Die im Jahr 1999 geborene Antragstellerin aus Chemnitz ist die Tochter des im Jahr 2013 im Alter von 42 Jahren verstorbenen VN. Sie hat ihren Vater nach dem Tod beerbt. Dieser war von 1996 bis zu seiner Scheidung im Jahr 2000 verheiratet. Aus dieser Ehe stammt die Antragstellerin nicht. 1988 schloss der Erblasser mit der Antragsgegnerin, einem Versicherer aus Münster, einen Lebensversicherungsvertrag mit einer Versicherungssumme von ca. 26.000 DM ab, in dem er festlegte, dass das Bezugsrecht für die Versicherungsleistung nach seinem Tod den ʺEltern, bei Heirat Ehegatteʺ zustehen solle. Nach dem Tod zahlte die Antragsgegnerin die Versicherungsleistung an die Eltern des Erblassers aus. Die durch ihre Mutter vertretene Antragstellerin ist der Ansicht, dass das Bezugsrecht der Eltern mit der Heirat des Erblassers entfallen sei, sodass die Versicherungsleistung nunmehr ihr als Alleinerbin zustehe. Deswegen schulde ihr die Antragsgegnerin Auskunft über die Versicherungsleistung und (erneute) Zahlung dieses Betrags. Für eine Prozessführung gegen die Antragsgegnerin hat die Antragstellerin Prozesskostenhilfe begehrt.

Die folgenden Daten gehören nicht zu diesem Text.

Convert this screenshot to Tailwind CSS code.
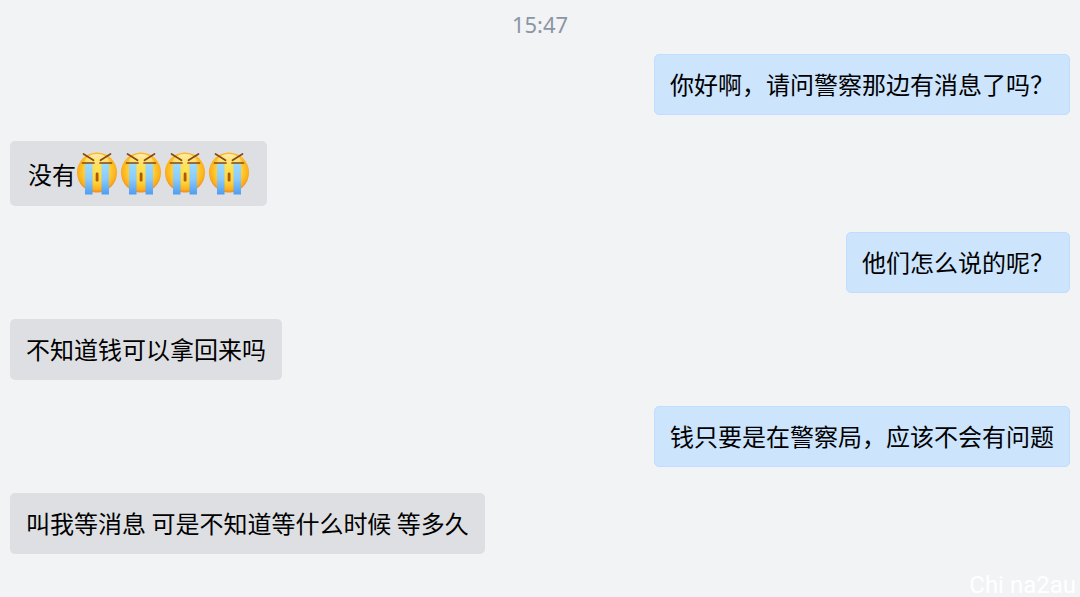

Das Prozesskostenhilfegesuch ist erfolglos geblieben. Ebenso wie das LG hat auch der 20. Zivilsenat des OLG Hamm die Erfolgsaussichten der beabsichtigten Klage verneint und Prozesskostenhilfe deswegen versagt.

Das Bezugsrecht für die Versicherungsleistung aus der Lebensversicherung lege der VN so der Senat, durch eine gegenüber dem Versicherer abzugebende Erklärung fest.

Im vorliegenden Fall ergebe sich aus der Erklärung des Erblassers, dass seine Ehefrau die Versicherungsleistung nach der Scheidung nicht mehr habe erhalten sollen. In der vom Erblasser gewählten Formulierung ʺbei Heirat Ehegatteʺ komme zum Ausdruck, dass die Bezugsberechtigung des potentiellen Ehegatten nur für die Dauer der Ehe bestehen sollte.

Nach der Scheidung stehe das Bezugsrecht aber nicht der Antragstellerin als Alleinerbin des Erblassers zu. Der Erblasser habe seine Eltern zunächst für den Fall keiner Heirat als Empfänger der Versicherungsleistung benannt. Auch wenn diese Bestimmung während der Dauer einer Ehe zugunsten der Ehefrau entfallen sei, folge daraus nicht, dass die Eltern bei der Beendigung der Ehe nicht erneut berechtigt sein sollten. Die Bestimmung der Eltern als Bezugsberechtigte mit der Einschränkung ʺbei Heirat Ehegatteʺ lasse vielmehr erkennen, dass die Eltern als ursprünglich Bezugsberechtigte erneut bestimmt werden sollten, wenn es beim Tod des Erblassers keinen vorrangig zu berücksichtigenden Ehegatten gebe. Deswegen könne die Antragstellerin die Antragsgegnerin nicht auf Auskunft und nicht (erneut) auf Zahlung der Versicherungsleistung in Anspruch nehmen.

OLG Hamm, Beschluss vom 13. 5. 2016 (20 W 20/16)

Hinweis der Pressestelle:

Vgl. zu der Problematik auch das Urteil des BGH vom 22. 7. 2015 (IV ZR 437/14 – VersR 2015, 1148). Nach dieser Entscheidung war die Erklärung eines VN gegenüber seinem Versicherer, im Fall seines Todes solle „der verwitwete Ehegatte“ Bezugsberechtigter der Versicherungsleistung sein, so zu verstehen, dass – auch im Fall einer späteren Scheidung der Ehe und Wiederheirat des VN – der mit dem VN zum Zeitpunkt der Bezugsrechtserklärung verheiratete und bei seinem Tod geschiedene Ehegatte weiterhin bezugsberechtigt sein sollte.